◆ **EXERCISE**:
Only the lines between the line holding "Clone this screenshot" and the line holding "import React from 'react';", both of those included, should be copied exactly; drop the pictures.

◆ **RECORDS SUPPLIED**:
▬▬▬▬▬▬▬▬▬▬

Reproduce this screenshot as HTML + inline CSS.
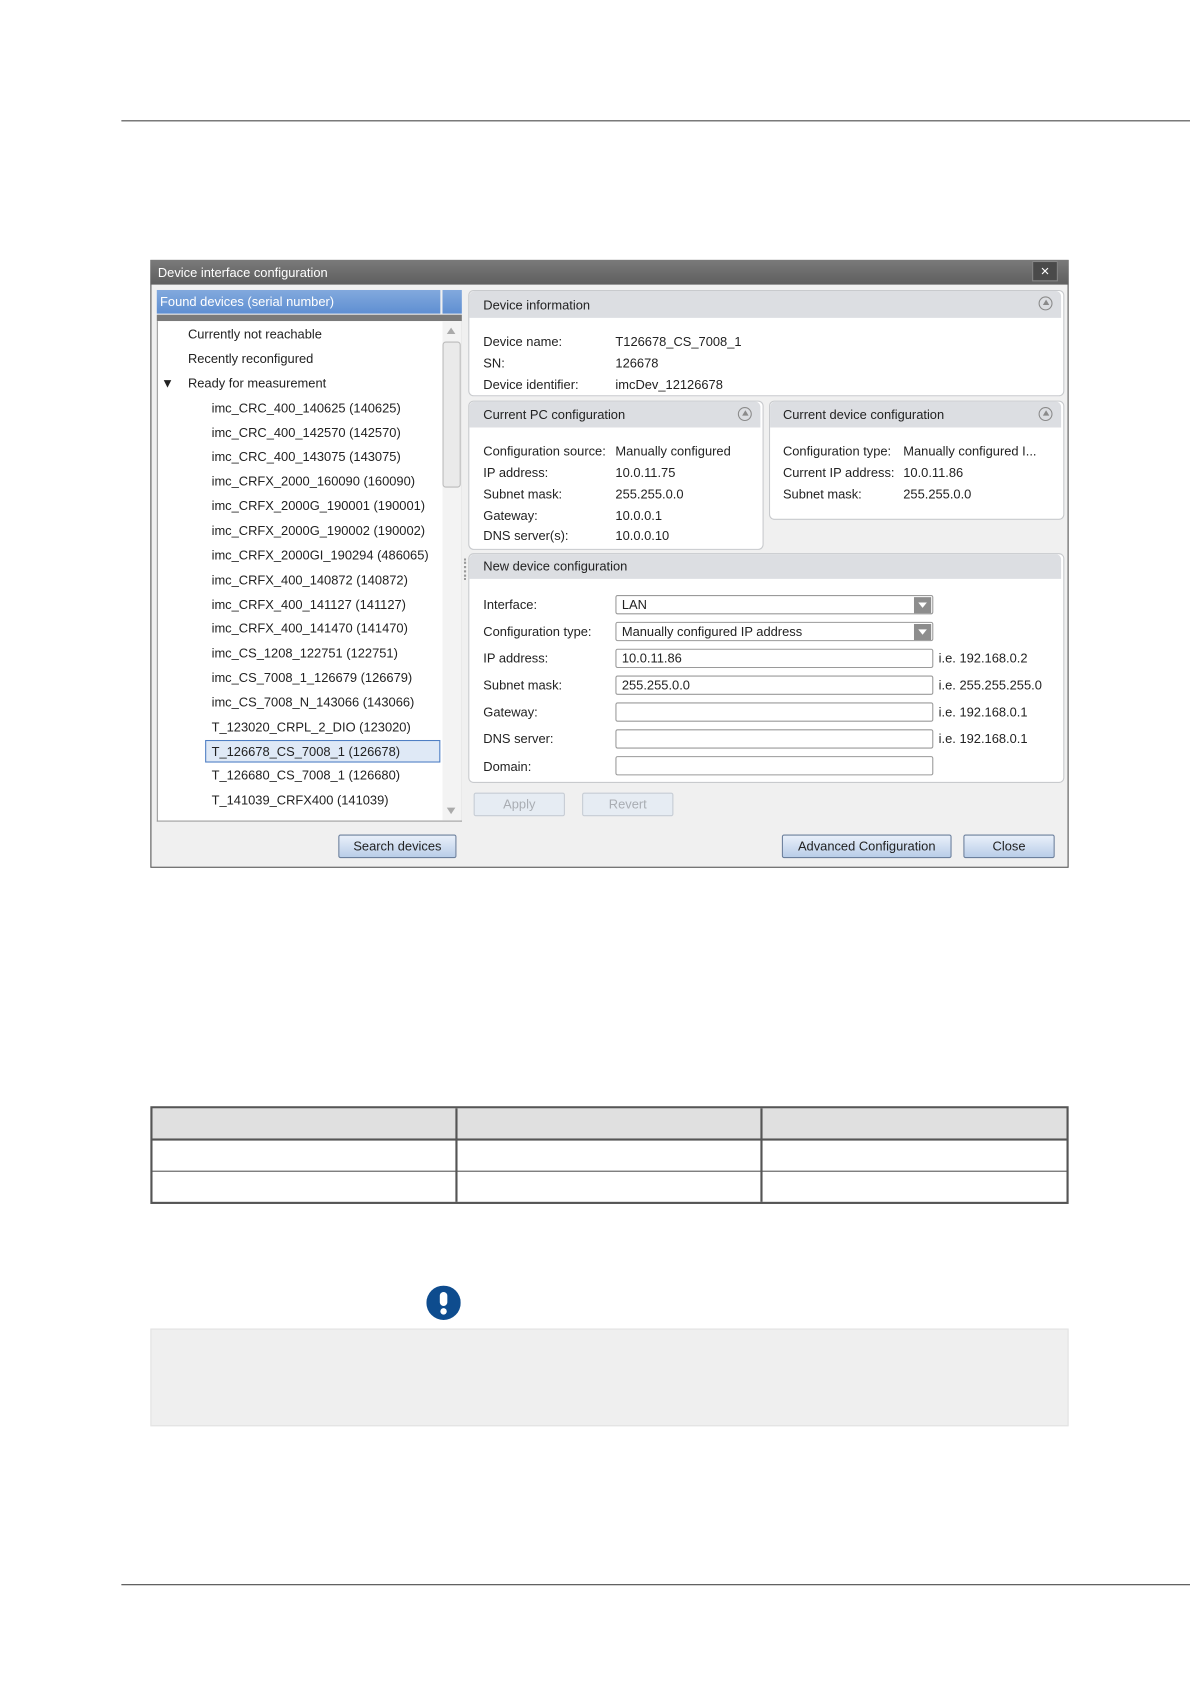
<!DOCTYPE html>
<html><head><meta charset="utf-8"><style>
html,body{margin:0;padding:0;background:#fff;width:1190px;height:1684px;overflow:hidden}
#w{position:absolute;left:0;top:0;width:1108px;height:1568px;transform:scale(1.07401);transform-origin:0 0;font-family:"Liberation Sans",sans-serif;font-size:12px;color:#222}
.a{position:absolute}
.t{position:absolute;white-space:nowrap;line-height:14px}
.ph{position:absolute;background:#dcdee2;border-radius:5px 5px 0 0}
.pn{position:absolute;background:#fff;border:1px solid #c8cacd;border-radius:5px}
.ci{position:absolute;width:13px;height:13px;border:1.5px solid #8a8a8a;border-radius:50%;box-sizing:border-box}
.ci:after{content:"";position:absolute;left:2.5px;top:2px;border-left:3px solid transparent;border-right:3px solid transparent;border-bottom:5px solid #8a8a8a}
.in{position:absolute;background:#fff;border:1px solid #9a9a9a;border-radius:2px;height:18px;box-sizing:border-box}
.dd{position:absolute;width:16px;height:15px;background:#8d8d8d;top:1px;right:1px}
.dd:after{content:"";position:absolute;left:4px;top:5px;border-left:4px solid transparent;border-right:4px solid transparent;border-top:5px solid #fff}
.bt{position:absolute;border:1px solid #6b7f9c;border-radius:2px;background:linear-gradient(#e9f0fa,#b9cde8);text-align:center;line-height:20px;box-sizing:border-box;height:22px}
.bd{position:absolute;border:1px solid #c6ccd4;border-radius:2px;background:#e6ecf3;color:#a9adb3;text-align:center;line-height:20px;box-sizing:border-box;height:22px}
</style></head><body><div id="w">
<div class="a" style="left:113px;top:112px;width:995px;height:1px;background:#444"></div>
<div class="a" style="left:113px;top:1475px;width:995px;height:1px;background:#444"></div>

<!-- dialog -->
<div class="a" style="left:140px;top:242px;width:855px;height:566px;background:#f0f0f0;border:1px solid #555;box-sizing:border-box"></div>
<div class="a" style="left:140px;top:242px;width:855px;height:23px;background:linear-gradient(#7a7a7a,#5e5e5e)"></div>
<div class="t" style="left:147px;top:247px;color:#fff">Device interface configuration</div>
<div class="a" style="left:961px;top:243px;width:24px;height:19px;background:#4a4a4a;border:1px solid #888;box-sizing:border-box;color:#fff;text-align:center;line-height:16px;font-size:14px">×</div>

<!-- left list -->
<div class="a" style="left:146px;top:270px;width:264px;height:22px;background:linear-gradient(#82a9dd,#5f8fd2)"></div>
<div class="t" style="left:149px;top:274px;color:#fff">Found devices (serial number)</div>
<div class="a" style="left:412px;top:270px;width:18px;height:22px;background:linear-gradient(#82a9dd,#5f8fd2)"></div>
<div class="a" style="left:146px;top:293px;width:284px;height:6px;background:#7a7a7a"></div>
<div class="a" style="left:146px;top:299px;width:284px;height:466px;background:#fff;border:1px solid #999;border-top:none;box-sizing:border-box"></div>
<div class="a" style="left:412px;top:299px;width:18px;height:465px;background:#f3f3f3"></div>
<div class="a" style="left:416px;top:305px;border-left:4px solid transparent;border-right:4px solid transparent;border-bottom:6px solid #aaa"></div>
<div class="a" style="left:412px;top:318px;width:17px;height:136px;background:#eaeaea;border:1px solid #bbb;border-radius:3px;box-sizing:border-box"></div>
<div class="a" style="left:416px;top:752px;border-left:4px solid transparent;border-right:4px solid transparent;border-top:6px solid #aaa"></div>
<div class="a" style="left:191px;top:689px;width:219px;height:21px;background:#dfe9f6;border:1.5px solid #4f7fc4;box-sizing:border-box"></div>
<div class="t" style="left:175px;top:304px">Currently not reachable</div>
<div class="t" style="left:175px;top:327px">Recently reconfigured</div>
<div class="t" style="left:150px;top:350px">▼</div>
<div class="t" style="left:175px;top:350px">Ready for measurement</div>
<div class="t" style="left:197px;top:373px">imc_CRC_400_140625 (140625)</div>
<div class="t" style="left:197px;top:396px">imc_CRC_400_142570 (142570)</div>
<div class="t" style="left:197px;top:418px">imc_CRC_400_143075 (143075)</div>
<div class="t" style="left:197px;top:441px">imc_CRFX_2000_160090 (160090)</div>
<div class="t" style="left:197px;top:464px">imc_CRFX_2000G_190001 (190001)</div>
<div class="t" style="left:197px;top:487px">imc_CRFX_2000G_190002 (190002)</div>
<div class="t" style="left:197px;top:510px">imc_CRFX_2000GI_190294 (486065)</div>
<div class="t" style="left:197px;top:533px">imc_CRFX_400_140872 (140872)</div>
<div class="t" style="left:197px;top:556px">imc_CRFX_400_141127 (141127)</div>
<div class="t" style="left:197px;top:578px">imc_CRFX_400_141470 (141470)</div>
<div class="t" style="left:197px;top:601px">imc_CS_1208_122751 (122751)</div>
<div class="t" style="left:197px;top:624px">imc_CS_7008_1_126679 (126679)</div>
<div class="t" style="left:197px;top:647px">imc_CS_7008_N_143066 (143066)</div>
<div class="t" style="left:197px;top:670px">T_123020_CRPL_2_DIO (123020)</div>
<div class="t" style="left:197px;top:693px">T_126678_CS_7008_1 (126678)</div>
<div class="t" style="left:197px;top:715px">T_126680_CS_7008_1 (126680)</div>
<div class="t" style="left:197px;top:738px">T_141039_CRFX400 (141039)</div>

<!-- Device information -->
<div class="pn" style="left:436px;top:270px;width:553px;height:97px"></div>
<div class="ph" style="left:437px;top:271px;width:551px;height:25px"></div>
<div class="t" style="left:450px;top:277px">Device information</div>
<div class="ci" style="left:967px;top:276px"></div>
<div class="t" style="left:450px;top:311px">Device name:</div><div class="t" style="left:573px;top:311px">T126678_CS_7008_1</div>
<div class="t" style="left:450px;top:331px">SN:</div><div class="t" style="left:573px;top:331px">126678</div>
<div class="t" style="left:450px;top:351px">Device identifier:</div><div class="t" style="left:573px;top:351px">imcDev_12126678</div>

<!-- Current PC -->
<div class="pn" style="left:436px;top:373px;width:273px;height:137px"></div>
<div class="ph" style="left:437px;top:374px;width:271px;height:24px"></div>
<div class="t" style="left:450px;top:379px">Current PC configuration</div>
<div class="ci" style="left:687px;top:379px"></div>
<div class="t" style="left:450px;top:413px">Configuration source:</div><div class="t" style="left:573px;top:413px">Manually configured</div>
<div class="t" style="left:450px;top:433px">IP address:</div><div class="t" style="left:573px;top:433px">10.0.11.75</div>
<div class="t" style="left:450px;top:453px">Subnet mask:</div><div class="t" style="left:573px;top:453px">255.255.0.0</div>
<div class="t" style="left:450px;top:473px">Gateway:</div><div class="t" style="left:573px;top:473px">10.0.0.1</div>
<div class="t" style="left:450px;top:492px">DNS server(s):</div><div class="t" style="left:573px;top:492px">10.0.0.10</div>

<!-- Current device -->
<div class="pn" style="left:716px;top:373px;width:273px;height:109px"></div>
<div class="ph" style="left:717px;top:374px;width:271px;height:24px"></div>
<div class="t" style="left:729px;top:379px">Current device configuration</div>
<div class="ci" style="left:967px;top:379px"></div>
<div class="t" style="left:729px;top:413px">Configuration type:</div><div class="t" style="left:841px;top:413px">Manually configured I...</div>
<div class="t" style="left:729px;top:433px">Current IP address:</div><div class="t" style="left:841px;top:433px">10.0.11.86</div>
<div class="t" style="left:729px;top:453px">Subnet mask:</div><div class="t" style="left:841px;top:453px">255.255.0.0</div>

<!-- New device config -->
<div class="a" style="left:432px;top:520px;width:2px;height:20px;border-left:2px dotted #999"></div>
<div class="pn" style="left:436px;top:515px;width:553px;height:212px"></div>
<div class="ph" style="left:437px;top:516px;width:551px;height:23px"></div>
<div class="t" style="left:450px;top:520px">New device configuration</div>
<div class="t" style="left:450px;top:556px">Interface:</div>
<div class="t" style="left:450px;top:581px">Configuration type:</div>
<div class="t" style="left:450px;top:606px">IP address:</div>
<div class="t" style="left:450px;top:631px">Subnet mask:</div>
<div class="t" style="left:450px;top:656px">Gateway:</div>
<div class="t" style="left:450px;top:681px">DNS server:</div>
<div class="t" style="left:450px;top:707px">Domain:</div>
<div class="in" style="left:573px;top:554px;width:296px"><div class="dd"></div></div>
<div class="t" style="left:579px;top:556px">LAN</div>
<div class="in" style="left:573px;top:579px;width:296px"><div class="dd"></div></div>
<div class="t" style="left:579px;top:581px">Manually configured IP address</div>
<div class="in" style="left:573px;top:604px;width:296px"></div>
<div class="t" style="left:579px;top:606px">10.0.11.86</div>
<div class="in" style="left:573px;top:629px;width:296px"></div>
<div class="t" style="left:579px;top:631px">255.255.0.0</div>
<div class="in" style="left:573px;top:654px;width:296px"></div>
<div class="in" style="left:573px;top:679px;width:296px"></div>
<div class="in" style="left:573px;top:704px;width:296px"></div>
<div class="t" style="left:874px;top:606px">i.e. 192.168.0.2</div>
<div class="t" style="left:874px;top:631px">i.e. 255.255.255.0</div>
<div class="t" style="left:874px;top:656px">i.e. 192.168.0.1</div>
<div class="t" style="left:874px;top:681px">i.e. 192.168.0.1</div>

<div class="bd" style="left:441px;top:738px;width:85px">Apply</div>
<div class="bd" style="left:542px;top:738px;width:85px">Revert</div>
<div class="bt" style="left:315px;top:777px;width:110px">Search devices</div>
<div class="bt" style="left:728px;top:777px;width:158px">Advanced Configuration</div>
<div class="bt" style="left:897px;top:777px;width:85px">Close</div>

<!-- table -->
<div class="a" style="left:140px;top:1030px;width:855px;height:91px;border:2px solid #555;box-sizing:border-box"></div>
<div class="a" style="left:142px;top:1032px;width:851px;height:28px;background:#e0e0e0"></div>
<div class="a" style="left:142px;top:1060px;width:851px;height:2px;background:#555"></div>
<div class="a" style="left:142px;top:1090px;width:851px;height:1px;background:#555"></div>
<div class="a" style="left:424px;top:1032px;width:2px;height:87px;background:#555"></div>
<div class="a" style="left:708px;top:1032px;width:2px;height:87px;background:#555"></div>

<!-- icon -->
<svg class="a" style="left:397px;top:1197px" width="32" height="32" viewBox="0 0 32 32"><circle cx="16" cy="16" r="16" fill="#0e4c8e"/><rect x="12.5" y="6" width="7" height="13" rx="3.5" fill="#fff"/><circle cx="16" cy="24" r="3" fill="#fff"/></svg>

<div class="a" style="left:140px;top:1237px;width:855px;height:91px;background:#efefef;border:1px solid #e2e2e2;box-sizing:border-box"></div>
</div></body></html>
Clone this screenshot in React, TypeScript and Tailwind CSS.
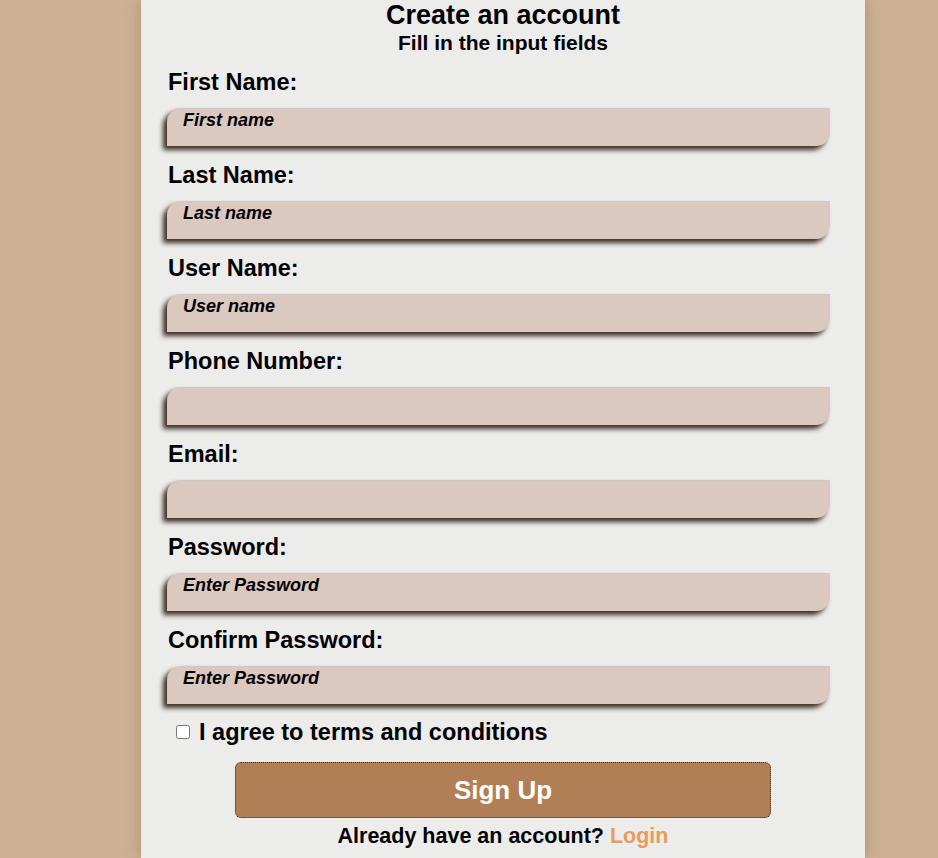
import React from 'react';

const fields = [
    { label: 'First Name:', placeholder: 'First name' },
    { label: 'Last Name:', placeholder: 'Last name' },
    { label: 'User Name:', placeholder: 'User name' },
    { label: 'Phone Number:', placeholder: '' },
    { label: 'Email:', placeholder: '' },
    { label: 'Password:', placeholder: 'Enter Password' },
    { label: 'Confirm Password:', placeholder: 'Enter Password' },
];

export default function App() {
    return (
        <div className="min-h-screen bg-[#cdb194] font-['Liberation_Sans',Arial,sans-serif] text-black">
            <div className="ml-[141px] w-[724px] min-h-[858px] bg-[#ececea] shadow-[0_0_14px_#a88d70] px-[26px]">
                {/* Heading */}
                <div className="text-center">
                    <h1 className="text-[27px] leading-[30px] font-bold">Create an account</h1>
                    <h2 className="text-[21px] leading-[24px] font-bold mt-[1px]">Fill in the input fields</h2>
                </div>

                {/* Fields */}
                <div>
                    {fields.map((f, idx) => (
                        <div key={idx} className={idx === 0 ? 'mt-[14px]' : 'mt-[16px]'}>
                            <label className="block pl-[1px] text-[23.5px] leading-[27px] font-bold">{f.label}</label>
                            <input
                                type="text"
                                placeholder={f.placeholder}
                                className="mt-[12px] block w-[663px] h-[38px] pt-0 pb-[14px] pl-[16px] bg-[#dbc8bf] rounded-tl-[14px] rounded-br-[14px] border-t border-[#cfc9c6] shadow-[-4px_4px_5px_#3d2e25] text-[18px] italic font-bold placeholder:text-black outline-none"
                            />
                        </div>
                    ))}
                </div>

                {/* Terms */}
                <label className="mt-[14px] flex items-center pl-[9px] text-[23.5px] leading-[28px] font-bold">
                    <input type="checkbox" className="w-[14px] h-[14px] mr-[9px]" />
                    I agree to terms and conditions
                </label>

                {/* Submit */}
                <div className="flex justify-center mt-[16px]">
                    <button className="w-[536px] h-[56px] rounded-[6px] border border-dotted border-[#3a2a1e] bg-[#b07f55] text-white text-[26px] font-bold">
                        Sign Up
                    </button>
                </div>

                <p className="text-center text-[21.5px] leading-[24px] font-bold mt-[6px] pb-[8px]">
                    Already have an account? <span className="text-[#eb9a5c]">Login</span>
                </p>
            </div>
        </div>
    );
}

▬▬▬▬▬▬▬▬▬▬

◆ **EXERCISE RESULT**:
Clone this screenshot in React, TypeScript and Tailwind CSS.
import React from 'react';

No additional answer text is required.